Russia has always been a prison for literature. Oppression had
reached its height during Tchekoff's life. This period was the
moment of suffocation before the storm. If Tchekoff were alive
to-day, now that the tempest has burst forth, his sadness would be
lessened, or it would at least have before it the screen which,
according to Pascal, people wear before their eyes that they may not
see the abyss, on the edge of which they pass their lives. Up to the
present time, the Russians have lacked these screens.
III
VLADIMIR KOROLENKO
"A long time ago, on a dark autumn evening, I was being rowed down a
rather uninteresting Siberian stream. Suddenly, at a bend in the
river, I saw a bright fire burning ahead of us at the foot of some
black mountains. It did not seem far away.

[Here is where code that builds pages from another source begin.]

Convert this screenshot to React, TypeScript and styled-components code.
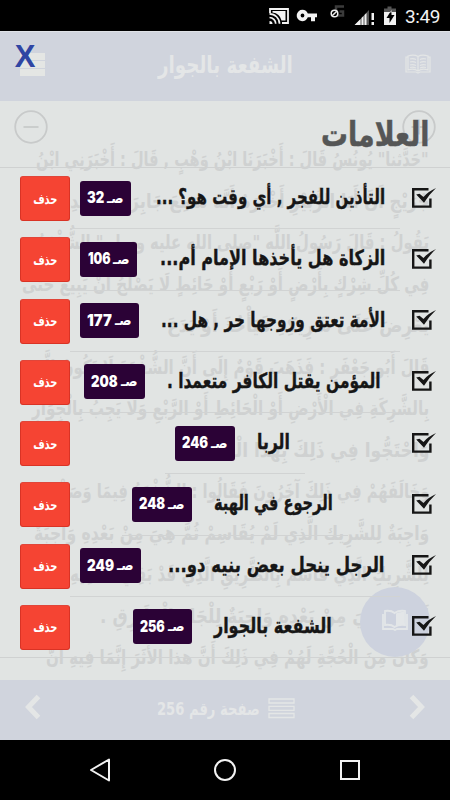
import React, { useLayoutEffect, useRef, useState } from "react";
import styled, { createGlobalStyle } from "styled-components";

const Global = createGlobalStyle`
  body { margin: 0; background: #000; }
  * { box-sizing: border-box; }
`;

const Screen = styled.div`
  position: relative;
  width: 450px;
  height: 800px;
  overflow: hidden;
  display: flex;
  flex-direction: column;
  background: #e1e4e3;
  font-family: "DejaVu Sans", "Liberation Sans", sans-serif;
`;

const StatusBar = styled.header`
  flex: none;
  height: 31px;
  background: #000;
  color: #f2f2f2;
  display: flex;
  justify-content: flex-end;
  padding-right: 10px;
`;

const Clock = styled.span`
  width: 35px;
  font: 400 19px/33px Roboto, sans-serif;
  letter-spacing: -0.4px;
`;

const AppBar = styled.div`
  flex: none;
  height: 70px;
  border-top: 1px solid #dfe2e6;
  background: #d0d4dd;
  color: #e4e6e7;
  display: flex;
  justify-content: space-between;
  align-items: flex-start;
  padding: 0 19px 0 20px;
`;

const BarTitle = styled.div`
  padding-top: 15px;
`;

const IconSlot = styled.div<{ $top: number }>`
  padding-top: ${(p) => p.$top}px;
  line-height: 0;
`;

const Reader = styled.main`
  flex: 1;
  min-height: 0;
  overflow: hidden;
  color: #cfd1d1;
`;

const ZoomControls = styled.div`
  height: 38px;
  display: flex;
  justify-content: space-between;
  padding: 9px 14px 0;
`;

const Paragraph = styled.div`
  direction: rtl;
  padding-right: 21px;
`;

const Footer = styled.div`
  flex: none;
  height: 60px;
  background: #d0d4dd;
  color: #e4e6e7;
  display: flex;
  align-items: flex-start;
  justify-content: space-between;
  padding: 0 25px;
`;

const PageLabel = styled.div`
  display: flex;
  gap: 8px;
  margin-left: 1px;
`;

const NavBar = styled.nav`
  flex: none;
  height: 60px;
  background: #000;
  display: flex;
  justify-content: center;
  line-height: 0;
`;

const FloatingBook = styled.div`
  position: absolute;
  left: 360px;
  top: 587px;
  width: 70px;
  height: 70px;
  border-radius: 50%;
  background: #cdd2de;
  display: flex;
  justify-content: center;
  align-items: center;
  padding-bottom: 5px;
`;

const Dialog = styled.section`
  position: absolute;
  inset: 31px 0 60px;
  direction: rtl;
`;

const DialogHead = styled.div`
  height: 137px;
  display: flex;
  justify-content: space-between;
  align-items: flex-start;
  padding: 0 21px 0 14px;
  border-bottom: 1px solid #cfd1d1;
`;

const Heading = styled.h1`
  margin: 0;
  padding-top: 80px;
  color: #555656;
  -webkit-text-stroke: 0.5px #555656;
`;

const Close = styled.button`
  border: 0;
  background: none;
  padding: 0;
  margin-top: 8px;
  width: 22px;
  color: #2f45a3;
  font: bold 31px/36px "Liberation Sans", Arial, sans-serif;
  direction: ltr;
`;

const List = styled.ul`
  margin: 0;
  padding: 0;
  list-style: none;
  height: 490px;
  border-bottom: 1px solid #cfd1d1;
`;

const Item = styled.li`
  height: 61.25px;
  display: flex;
  align-items: center;
  padding: 0 14px 0 20px;
  color: #161616;
`;

const Middle = styled.div`
  width: 330px;
  height: 100%;
  margin-right: 11px;
  display: flex;
  justify-content: center;
`;

const Label = styled.div<{ $full?: boolean }>`
  width: ${(p) => (p.$full ? "100%" : "auto")};
  display: flex;
  align-items: center;
  justify-content: space-between;
  gap: 22px;
  padding: 0 15px 0 10px;
  border-bottom: 1px solid #d1d3d3;
`;

const Title = styled.div`
  -webkit-text-stroke: 0.4px #161616;
  padding-bottom: 2px;
`;

const Badge = styled.span<{ $w: number }>`
  flex: none;
  width: ${(p) => p.$w}px;
  height: 35px;
  border-radius: 3px;
  background: #2b0236;
  color: #fff;
  display: flex;
  justify-content: space-between;
  align-items: center;
  padding: 0 7px;
`;

const Delete = styled.button`
  width: 50px;
  height: 45px;
  padding: 0;
  border: 1px solid #d93325;
  border-top-color: #e0463a;
  border-radius: 3px;
  background: #f54433;
  color: #fff;
  display: flex;
  justify-content: center;
  align-items: center;
`;

const FitBox = styled.span<{ $w: number; $size: number; $line: number; $weight: number; $font: string }>`
  display: block;
  flex: none;
  direction: rtl;
  width: ${(p) => p.$w}px;
  height: ${(p) => p.$line}px;
  font-family: ${(p) => p.$font}, "DejaVu Sans", sans-serif;
  font-size: ${(p) => p.$size}px;
  line-height: ${(p) => p.$line}px;
  font-weight: ${(p) => p.$weight};
  white-space: nowrap;
`;

const FitInner = styled.span`
  display: inline-block;
  transform-origin: right center;
  vertical-align: top;
`;

type FitProps = { text: string; w: number; size: number; line: number; weight?: number; font?: string };

/* Scales a line of text horizontally so that it fills the given width. */
function Fit({ text, w, size, line, weight = 700, font = '"DejaVu Sans"' }: FitProps) {
  const ref = useRef<HTMLSpanElement>(null);
  const [scale, setScale] = useState(1);
  useLayoutEffect(() => {
    if (ref.current) setScale(w / ref.current.offsetWidth);
  }, [text, w, size]);
  return (
    <FitBox $w={w} $size={size} $line={line} $weight={weight} $font={font}>
      <FitInner ref={ref} style={{ transform: `scaleX(${scale})` }}>{text}</FitInner>
    </FitBox>
  );
}

const lines: [string, number][] = [
  ["\"حَدَّثنا\" يُونُسُ قَالَ : أَخْبَرَنَا ابْنُ وَهْبٍ , قَالَ : أَخْبَرَنِي ابْنُ", 393],
  ["جُرَيْجٍ أَنَّ أَبَا الزُّبَيْرِ أَخْبَرَهُ أَنَّهُ سَمِعَ جَابِرَ بْنَ عَبْدِ اللهِ", 393],
  ["يَقُولُ : قَالَ رَسُولُ اللَّه \"صلى الله عليه وسلم\" الشُّفْعَةُ", 392],
  ["فِي كُلِّ شِرْكٍ بِأَرْضٍ أَوْ رَبْعٍ أَوْ حَائِطٍ لَا يَصْلُحُ أَنْ يَبِيعَ حَتَّى", 407],
  ["يَعْرِضَ عَلَى شَرِيكِهِ فَيَأْخُذَ أَوْ يَدَعَ", 262],
  ["قَالَ أَبُو جَعْفَرٍ : فَذَهَبَ قَوْمٌ إِلَى أَنَّ الشُّفْعَةَ لَا تَكُونُ إِلَّا", 390],
  ["بِالشَّرِكَةِ فِي الْأَرْضِ أَوْ الْحَائِطِ أَوْ الرَّبْعِ وَلَا يَجِبُ بِالْجِوَارِ", 397],
  ["وَاحْتَجُّوا فِي ذَلِكَ بِهَذَا الْحَدِيثِ", 240],
  ["وَخَالَفَهُمْ فِي ذَلِكَ آخَرُونَ فَقَالُوا : الشُّفْعَةُ فِيمَا وَصَفْتُمْ", 389],
  ["وَاجِبَةٌ لِلشَّرِيكِ الَّذِي لَمْ يُقَاسِمْ ثُمَّ هِيَ مِنْ بَعْدِهِ وَاجِبَةٌ", 395],
  ["لِلشَّرِيكِ الَّذِي قَاسَمَ بِالطَّرِيقِ الَّذِي قَدْ بَقِيَ لَهُ فِيهِ", 359],
  ["لَهُ ثُمَّ هِيَ مِنْ بَعْدِهِ وَاجِبَةٌ لِلْجَارِ الْمُلَازِقِ .", 329],
  ["وَكَانَ مِنَ الْحُجَّةِ لَهُمْ فِي ذَلِكَ أَنَّ هذا الأَثَرَ إِنَّمَا فِيهِ أَنَّ", 383],
];

const bookmarks = [
  { title: "التأذين للفجر , أي وقت هو؟ ...", w: 229, page: "32", bw: 51, full: true },
  { title: "الزكاة هل يأخذها الإمام أم...", w: 225, page: "106", bw: 57, full: true },
  { title: "الأمة تعتق وزوجها حر , هل ...", w: 224, page: "177", bw: 59, full: true },
  { title: "المؤمن يقتل الكافر متعمدا .", w: 214, page: "208", bw: 61 },
  { title: "الربا", w: 33, page: "246", bw: 60 },
  { title: "الرجوع في الهبة", w: 119, page: "248", bw: 60 },
  { title: "الرجل ينحل بعض بنيه دو...", w: 217, page: "249", bw: 61, full: true },
  { title: "الشفعة بالجوار", w: 118, page: "256", bw: 59 },
];

const StatusIcons = () => (
  <svg width="141" height="31" viewBox="265 0 141 31" fill="#f2f2f2">
    <path d="M271 13V9h18v14h-6" fill="none" stroke="#f2f2f2" strokeWidth="1.8" />
    <path d="M273.500 11h13v9.500h-4a10.500 10.500 0 0 0-9-8z" />
    <path d="M270.500 21a3 3 0 0 1 3 3h-3z" />
    <path d="M270.500 17.500a6.200 6.200 0 0 1 6.200 6.200M270.500 13.800a10 10 0 0 1 10 10" fill="none" stroke="#f2f2f2" strokeWidth="1.7" />
    <path fillRule="evenodd" d="M303.500 9.800a5.700 5.700 0 0 1 5.300 3.800H318v3.700h-2v4h-4v-4h-3.200a5.700 5.700 0 1 1-5.300-7.500zm0 3.800a1.900 1.900 0 1 0 0 3.800 1.900 1.900 0 0 0 0-3.800z" />
    <path d="M345 6.500h-8v9h7v-4h-3.500" fill="none" stroke="#3b3b3b" strokeWidth="2.500" />
    <circle cx="335.500" cy="13.500" r="3.300" fill="#000" stroke="#eee" strokeWidth="1.500" />
    <path d="M333.200 15.800l4.600-4.600" stroke="#eee" strokeWidth="1.500" />
    <path d="M370 10v15h-14z" fill="#555" />
    <path d="M355.500 25l6-6v6zM362.500 18l2-2v9h-2zM365.500 15l2-2v12h-2z" />
    <path d="M372.500 13h2.500v7h-2.500zM372.500 22h2.500v3h-2.500z" />
    <path d="M385 13V8.500h3.500v-2h4v2h4.500V13z" fill="#555" />
    <path fillRule="evenodd" d="M385 12h12v13h-12zM392.500 10l-5 8h3v5l5-8h-3z" />
  </svg>
);

const Menu = () => (
  <svg width="25" height="23" fill="#e4e6e4"><path d="M0 0h25v7H0zM0 8h25v7H0zM0 16h25v7H0z" /></svg>
);

const OpenBook = () => (
  <svg width="26" height="20" viewBox="0 0 26 20" fill="none" stroke="#e4e6e6" strokeWidth="1.200">
    <path d="M3 2Q9 0 13 2.500Q17 0 23 2V16Q17 14 13 17Q9 14 3 16ZM13 2.500V17M2.500 3H1v15h10l2 1 2-1h10V3h-1.500" />
    <path d="M5 5q3-1 6 .5M5 8q3-1 6 .5M5 11q3-1 6 .5M15 5.500q3-1.500 6-.5M15 8.500q3-1.500 6-.5M15 11.500q3-1.500 6-.5M5 13.500q3-1 6 .5M15 14q3-1.500 6-.5" />
  </svg>
);

const ZoomIcon = ({ plus }: { plus?: boolean }) => (
  <svg width="34" height="34" fill="none" stroke="#c8caca" strokeWidth="1.800">
    <circle cx="17" cy="17" r="15.800" />
    <path d={plus ? "M9.500 17h15M17 9.500v15" : "M9.500 17h15"} />
  </svg>
);

const Chevron = ({ right }: { right?: boolean }) => (
  <svg width="16" height="26" fill="none" stroke="#e4e6e6" strokeWidth="5">
    <path d={right ? "M2.500 2.500l10 10.500l-10 10.500" : "M13.500 2.500l-10 10.500l10 10.500"} />
  </svg>
);

const Check = () => (
  <svg width="25" height="22" viewBox="0 0 25 22">
    <path d="M17.500 1.200H2.200v17.400h17.200V10.500" fill="none" stroke="#161616" strokeWidth="2.400" />
    <path d="M5.200 6.500l3.300-.8 4 3.300Q17 3.500 25 0 18.500 6 13 14.800z" fill="#161616" />
  </svg>
);

export default function App() {
  return (
    <Screen>
      <Global />
      <StatusBar><StatusIcons /><Clock>3:49</Clock></StatusBar>
      <AppBar>
        <IconSlot $top={21}><Menu /></IconSlot>
        <BarTitle><Fit text="الشفعة بالجوار" w={135} size={24} line={36} /></BarTitle>
        <IconSlot $top={22}><OpenBook /></IconSlot>
      </AppBar>
      <Reader>
        <ZoomControls><ZoomIcon /><ZoomIcon plus /></ZoomControls>
        <Paragraph>
          {lines.map(([text, w]) => <Fit key={text} text={text} w={w} size={20} line={41.5} />)}
        </Paragraph>
      </Reader>
      <Footer>
        <IconSlot $top={14}><Chevron /></IconSlot>
        <PageLabel>
          <Fit text="صفحة رقم 256" w={103} size={18} line={58} />
          <IconSlot $top={18}>
            <svg width="27" height="21" fill="none" stroke="#e4e6e6" strokeWidth="1.300">
              <path d="M1 1h25v4H1zM1 8.300h25v4H1zM1 15.500h25v4H1z" />
            </svg>
          </IconSlot>
        </PageLabel>
        <IconSlot $top={14}><Chevron right /></IconSlot>
      </Footer>
      <NavBar>
        <svg width="450" height="60" fill="none" stroke="#f2f2f2" strokeWidth="2">
          <path d="M91 30l18-10.500v21z" strokeLinejoin="round" />
          <circle cx="225" cy="30" r="10" />
          <path d="M341 21h18v18h-18z" />
        </svg>
      </NavBar>
      <FloatingBook>
        <svg width="26" height="22" viewBox="0 0 26 22" fill="none" stroke="#e3e6e8" strokeWidth="1.800">
          <path d="M3 2q6-1 9.500 2Q17 1 23 2v14q-6-1-10.500 2Q9 15 3 16zM1 5v15h10l2 1 2-1h10V5" />
          <path d="M14 4.500Q17 2.500 22 3v12q-4 0-8 2z" fill="#e3e6e8" stroke="none" />
        </svg>
      </FloatingBook>
      <Dialog>
        <DialogHead>
          <Heading><Fit text="العلامات" w={108} size={34} line={46} /></Heading>
          <Close>X</Close>
        </DialogHead>
        <List>
          {bookmarks.map((b) => (
            <Item key={b.page}>
              <Check />
              <Middle>
                <Label $full={b.full}>
                  <Title><Fit text={b.title} w={b.w} size={21} line={34} /></Title>
                  <Badge $w={b.bw}>
                    <Fit text="صـ" w={17} size={15} line={31} />
                    <Fit text={b.page} w={b.bw - 34} size={15.5} line={34} weight={900} font="Inter" />
                  </Badge>
                </Label>
              </Middle>
              <Delete><Fit text="حذف" w={24} size={14} line={30} /></Delete>
            </Item>
          ))}
        </List>
      </Dialog>
    </Screen>
  );
}
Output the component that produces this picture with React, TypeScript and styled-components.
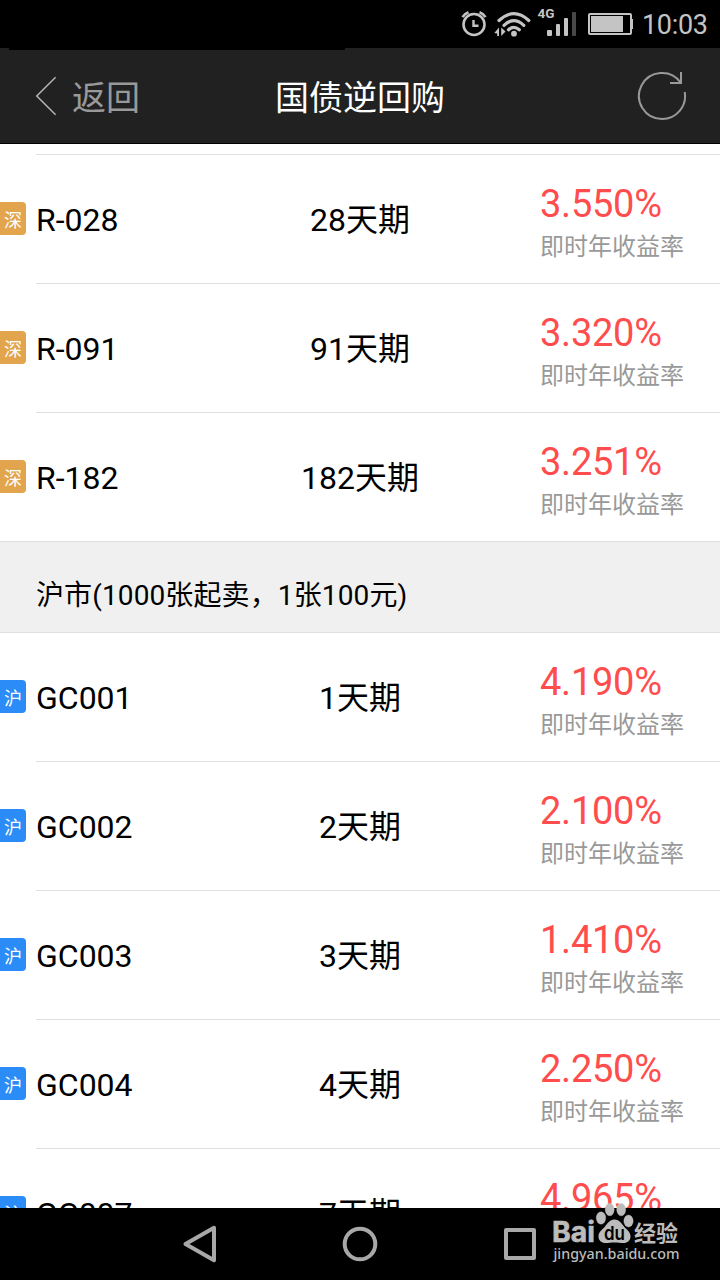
import React from 'react';
import styled, { createGlobalStyle } from 'styled-components';

const GlobalStyle = createGlobalStyle`
  * { box-sizing: border-box; }
  body { margin: 0; background: #fff; }
`;

const Screen = styled.div`
  position: relative;
  display: flex;
  flex-direction: column;
  width: 720px;
  height: 1280px;
  overflow: hidden;
  background: #fff;
  color: #000;
  font-family: Roboto, 'Noto Sans CJK SC', sans-serif;
`;

const StatusBar = styled.div`
  display: flex;
  justify-content: flex-end;
  flex: none;
  height: 48px;
  padding-right: 13px;
  background: #000;
  color: #c4c4c4;
`;

const Clock = styled.span`
  font-size: 27px;
  letter-spacing: -0.3px;
  line-height: 50px;
  width: 65px;
  white-space: nowrap;
`;

const TitleBar = styled.header`
  display: grid;
  grid-template-columns: 180px 1fr 180px;
  align-items: center;
  flex: none;
  height: 96px;
  background: #212121;
  border-bottom: 1px solid #000;
`;

const TopEdge = styled.div`
  position: absolute;
  left: 9px;
  top: 48px;
  width: 336px;
  height: 2px;
  background: #000;
`;

const Back = styled.div`
  display: flex;
  align-items: center;
  gap: 15px;
  padding-left: 35px;
  color: #999;
  font-size: 34px;
  line-height: 50px;
`;

const BackLabel = styled.span`
  padding-top: 5px;
`;

const Title = styled.h1`
  margin: 0;
  padding-top: 5px;
  text-align: center;
  color: #fff;
  font-size: 34px;
  font-weight: 400;
  line-height: 50px;
`;

const Refresh = styled.div`
  display: flex;
  justify-content: flex-end;
  padding: 1px 32px 0 0;
`;

const List = styled.main`
  flex: 1;
  min-height: 0;
  overflow: hidden;
  padding-top: 10px;
`;

const Row = styled.div<{ $first?: boolean }>`
  display: grid;
  grid-template-columns: 36px 234px 180px 1fr;
  align-items: center;
  height: 129px;
  background: linear-gradient(#e0e0e0, #e0e0e0) ${(p) => (p.$first ? '0' : '36px')} 0 / 100% 1px no-repeat;
`;

const Badge = styled.span<{ $color: string }>`
  width: 26px;
  height: 33px;
  padding-left: 4px;
  border-radius: 0 4px 4px 0;
  background: ${(p) => p.$color};
  color: #fff;
  font-size: 18px;
  line-height: 37px;
  white-space: nowrap;
`;

const Code = styled.span`
  font-size: 32px;
  line-height: 48px;
  padding-top: 3px;
`;

const Term = styled(Code)`
  text-align: center;
`;

const Yield = styled.div`
  display: flex;
  flex-direction: column;
  padding: 14px 0 0 90px;
`;

const Rate = styled.span`
  color: #ff4c4c;
  font-size: 38px;
  letter-spacing: -0.25px;
  line-height: 42px;
`;

const Caption = styled.span`
  color: #999;
  font-size: 24px;
  line-height: 44px;
  white-space: nowrap;
`;

const Section = styled.div`
  height: 91px;
  padding: 8px 36px 0;
  border-top: 1px solid #e0e0e0;
  background: #f0f0f0;
  font-size: 28px;
  letter-spacing: 0.12px;
  line-height: 91px;
`;

const NavBar = styled.nav`
  display: flex;
  justify-content: center;
  align-items: center;
  gap: 120px;
  flex: none;
  height: 72px;
  background: #000;
`;

const Watermark = styled.div`
  position: absolute;
  left: 550px;
  top: 1200px;
  width: 134px;
  height: 70px;
`;

function StatusIcons() {
  return (
    <svg width="195" height="48" viewBox="447 0 195 48" fill="none" stroke="#c4c4c4">
      <circle cx="474" cy="24.500" r="10.500" strokeWidth="2.600" />
      <path d="M473.500 20v5.800h5" strokeWidth="2.400" />
      <path d="M462.500 17.200q2-3.600 6-5M485.500 17.200q-2-3.600-6-5" strokeWidth="2.600" />
      <g strokeWidth="3.200" strokeLinecap="round">
        <path d="M499 20.500Q513.800 6.800 528.800 20.500" />
        <path d="M504 25.300Q513.800 16 523.800 25.300" />
        <path d="M508.500 29.800Q513.800 25 519.300 29.800" />
      </g>
      <path d="M493 26h8l6 5v7h-14z" fill="#000" stroke="none" />
      <circle cx="514" cy="33.700" r="2.900" fill="#c4c4c4" stroke="none" />
      <path d="M494.300 33l4.700-5.500V36h-1.800v-2.500zM505.500 31.500L501.200 36v-8.500z" fill="#c4c4c4" stroke="none" />
      <text x="537.500" y="18" fill="#c4c4c4" stroke="none" fontFamily="Roboto, sans-serif" fontWeight="700" fontSize="13.500">4G</text>
      <g fill="#c4c4c4" stroke="none">
        <rect x="547" y="30" width="5" height="6" rx="1" />
        <rect x="556" y="24" width="4" height="12" rx="1" />
        <rect x="564" y="18" width="4" height="18" rx="1" />
        <rect x="572" y="12" width="4" height="24" rx="1" fill="#484848" />
        <rect x="591" y="16" width="32" height="16" />
        <path d="M631 19h2v10h-2z" />
      </g>
      <rect x="589" y="14" width="42" height="20" rx="1" strokeWidth="2" />
    </svg>
  );
}

function BackArrow() {
  return (
    <svg width="22" height="40" viewBox="35 76 22 40" fill="none" stroke="#b0b0b0" strokeWidth="1.600">
      <path d="M55.600 77.300L36.800 96l18.800 18.700" />
    </svg>
  );
}

function RefreshIcon() {
  return (
    <svg width="52" height="52" viewBox="636 70 52 52" fill="none" stroke="#999" strokeWidth="2">
      <path d="M684.700 92A23 23 0 0 1 662 119A23 23 0 1 1 680.600 82.500" />
      <path d="M681 72v11h-11" />
    </svg>
  );
}

function NavIcons() {
  return (
    <>
      <svg width="40" height="40" viewBox="180 1224 40 40" fill="none" stroke="#a8a8a8" strokeWidth="4" strokeLinejoin="round">
        <path d="M214 1227.700L185.500 1244l28.500 16.300z" />
      </svg>
      <svg width="40" height="40" viewBox="340 1224 40 40" fill="none" stroke="#a8a8a8" strokeWidth="4">
        <circle cx="360" cy="1244" r="15.300" />
      </svg>
      <svg width="40" height="40" viewBox="500 1224 40 40" fill="none" stroke="#a8a8a8" strokeWidth="4" strokeLinejoin="round">
        <rect x="506" y="1230" width="28" height="28" />
      </svg>
    </>
  );
}

function BaiduMark() {
  return (
    <svg width="134" height="70" viewBox="550 1200 134 70" fill="#bcbcbc">
      <text x="552" y="1242" fontFamily="Inter, sans-serif" fontWeight="700" fontSize="28" textLength="43" lengthAdjust="spacingAndGlyphs" stroke="#bcbcbc" strokeWidth=".6">Bai</text>
      <g stroke="#e8dcdc" strokeOpacity=".35" strokeWidth=".8">
        <ellipse cx="601" cy="1218" rx="4.700" ry="6.200" />
        <ellipse cx="609.700" cy="1209.500" rx="4.500" ry="6.300" />
        <ellipse cx="621.200" cy="1209.500" rx="4.500" ry="6.300" />
        <ellipse cx="628.500" cy="1221" rx="4.700" ry="6" />
      </g>
      <path d="M614.500 1219.500c-5 0-7 4-9.500 7-3.500 4-6.500 5.500-6.500 10 0 4 3 6.500 7 6.500 3 0 5.500-.5 9-.5s6 .5 9 .5c4 0 7-2.500 7-6.500 0-4.500-3-6-6.500-10-2.500-3-4.500-7-9.500-7z" />
      <text x="604" y="1239.800" fill="#000" fontFamily="Inter, sans-serif" fontWeight="600" fontSize="19" textLength="21" lengthAdjust="spacingAndGlyphs">du</text>
      <text x="634" y="1240.500" fontFamily="'Noto Sans CJK SC', sans-serif" fontWeight="700" fontSize="22" textLength="44" lengthAdjust="spacingAndGlyphs">经验</text>
      <text x="553.500" y="1259" fontFamily="'Noto Sans', sans-serif" fontWeight="500" fontSize="15" textLength="126" lengthAdjust="spacingAndGlyphs">jingyan.baidu.com</text>
    </svg>
  );
}

interface Repo {
  code: string;
  days: number;
  rate: string;
}

const shenzhen: Repo[] = [
  { code: 'R-028', days: 28, rate: '3.550%' },
  { code: 'R-091', days: 91, rate: '3.320%' },
  { code: 'R-182', days: 182, rate: '3.251%' },
];

const shanghai: Repo[] = [
  { code: 'GC001', days: 1, rate: '4.190%' },
  { code: 'GC002', days: 2, rate: '2.100%' },
  { code: 'GC003', days: 3, rate: '1.410%' },
  { code: 'GC004', days: 4, rate: '2.250%' },
  { code: 'GC007', days: 7, rate: '4.965%' },
];

function RepoRow({ repo, market, color, first }: { repo: Repo; market: string; color: string; first?: boolean }) {
  return (
    <Row $first={first}>
      <Badge $color={color}>{market}</Badge>
      <Code>{repo.code}</Code>
      <Term>{repo.days}天期</Term>
      <Yield>
        <Rate>{repo.rate}</Rate>
        <Caption>即时年收益率</Caption>
      </Yield>
    </Row>
  );
}

export default function App() {
  return (
    <Screen>
      <GlobalStyle />
      <StatusBar>
        <StatusIcons />
        <Clock>10:03</Clock>
      </StatusBar>
      <TitleBar>
        <Back>
          <BackArrow />
          <BackLabel>返回</BackLabel>
        </Back>
        <Title>国债逆回购</Title>
        <Refresh>
          <RefreshIcon />
        </Refresh>
      </TitleBar>
      <TopEdge />
      <List>
        {shenzhen.map((r) => (
          <RepoRow key={r.code} repo={r} market="深" color="#e2a54e" />
        ))}
        <Section>沪市(1000张起卖，1张100元)</Section>
        {shanghai.map((r, i) => (
          <RepoRow key={r.code} repo={r} market="沪" color="#2b8cf7" first={i === 0} />
        ))}
      </List>
      <NavBar>
        <NavIcons />
      </NavBar>
      <Watermark>
        <BaiduMark />
      </Watermark>
    </Screen>
  );
}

"'Thank Heaven,' I cried with joy, 'we have nearly reached our
stopping-place!'
"The boatsman turned, looked at the fire over his shoulder, and
again grasped the oars with an apathetic gesture:
"'That is still a long way off,' he murmured.
"I did not believe him, for the fire seemed to stand out very clear
against the infinite shadows. However, he was right; we were still
far away.
"Just so those fires, the conquerors of darkness, deceive us into
thinking that they are near, while they only cast their distant,
illusive rays into the night...."
It is with this sober description in "Little Fires" that one of the
last volumes of Korolenko's "Sketches and Stories" opens. This
simple picture makes a warm and clear impression on one's very soul.
It is itself a precious and welcome light.
At times when life is sombre, and when shadows fill the heart, when,
under the blows of despair and anguish, courage finally fails, the
mere existence of some brave spirit suffices to give a new birth to
hope and to rekindle the flame so that the distance is again lighted
up, and we again put our shoulders to the wheel.
Thus for more than thirty years in Russian literature Korolenko has
played the part of one of these clear, alluring lights. He has not
written a single book in which we do not find a fire that warms us
with its caresses even from afar, not one in which we do not feel
the vibration of a loving heart, which dreams of giving light and
joy to all unfortunates, and is confident that if they have not yet
had their equal share, they will surely have it some day.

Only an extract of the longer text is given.